Does this mean PostgreSQL does “double caching” by first loading data from disk into the OS cache to then make a copy of these pages into the shared_buffers area? Yes.
Does this “double caching” makes PostgreSQL inferior to InnoDB and MySQL in terms of memory management? No. We’ll discuss why that is the case in a follow up blog post. For now it suffice to say the actual performance depends on the workload (mix of reads and writes), the size of the “hot data” (the portion of the dataset that is most accessed and modified) and how often checkpointing takes place.
How we chose the setting for shared_buffers to optimize PostgreSQL performance
Due to these factors, the documented suggested formula of setting shared_buffers to 25% of RAM or the magic number of “8GB” is hardly ideal. What seems to be good reasoning, though, is this:
- If you can fit the whole of your “hot data” in memory, then dedicating most of your memory to shared_buffers pays off nicely, making PostgreSQL behave as close to an in-memory database as possible.
- If the size of your “hot data” surpasses the amount of memory you have available in the server, then you’re probably better off working with a much smaller shared_buffers area and relying more on the OS cache.
For this benchmark, considering the options we used, we found that dedicating 75% of all the available memory to shared_buffers is ideal. It is enough to fit the entire “hot data” and still leave sufficient memory for the OS to operate, handle connections and everything else.
This setting defines the amount of memory that can be used by each query (not session) for internal sort operations (such as ORDER BY and DISTINCT), and hash tables (such as when doing hash-based aggregation). Beyond this, PostgreSQL moves the data into temporary disk files. The challenge is usually finding a good balance here. We want to avoid the use of temporary disk files, which slow down query completion and in turn may cause contention. But we don’t want to over-commit memory, which could even lead to OOM; working with high values for work_mem may be destructive when it is not really needed.

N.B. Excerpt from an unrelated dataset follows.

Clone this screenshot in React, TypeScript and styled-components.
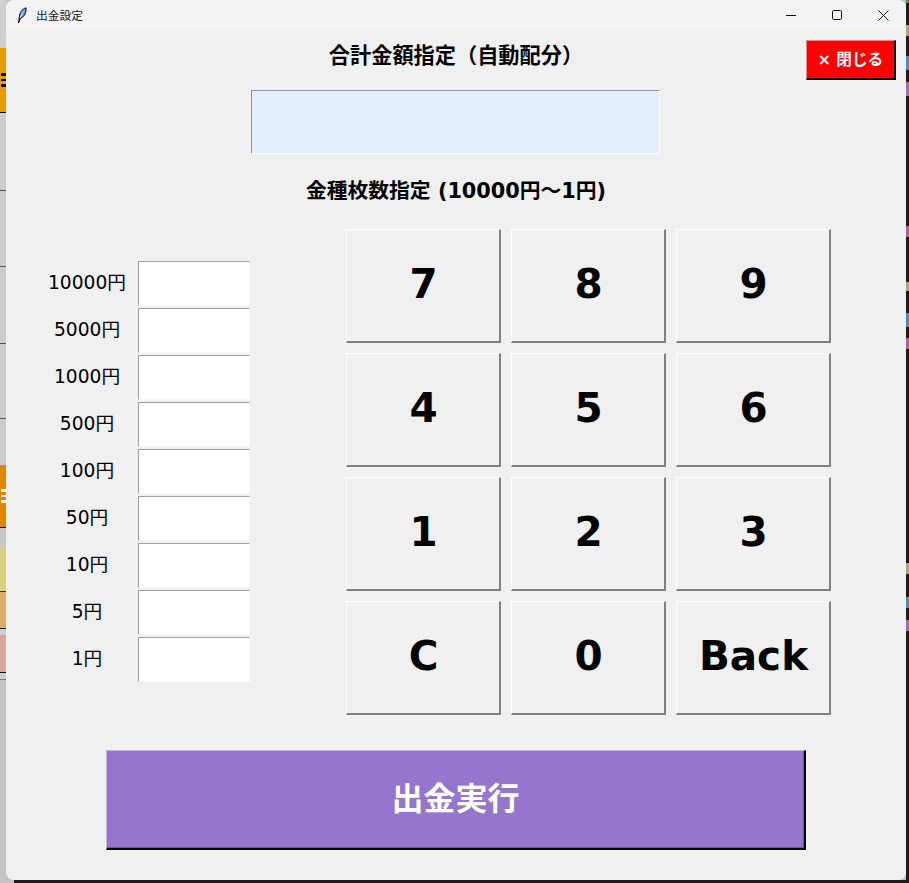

We analyzed the workload produced by sysbench-tpcc and found with some surprise that work_mem doesn’t play a role here, considering the queries that were executed. So we kept the default value of 4MB. Please note that this is seldom the case in production workloads, so it is important to always keep an eye on that parameter.
This setting stipulates the cost that a non-sequentially-fetched disk page would have, and directly affects the query planner’s decisions. Going with a conservative value is particularly important when using high latency storage, such as spinning disks. This wasn’t our case, hence we could afford to equalize random_page_cost to seq_page_cost. So, we set this parameter to 1 as well, down from the default value of 4.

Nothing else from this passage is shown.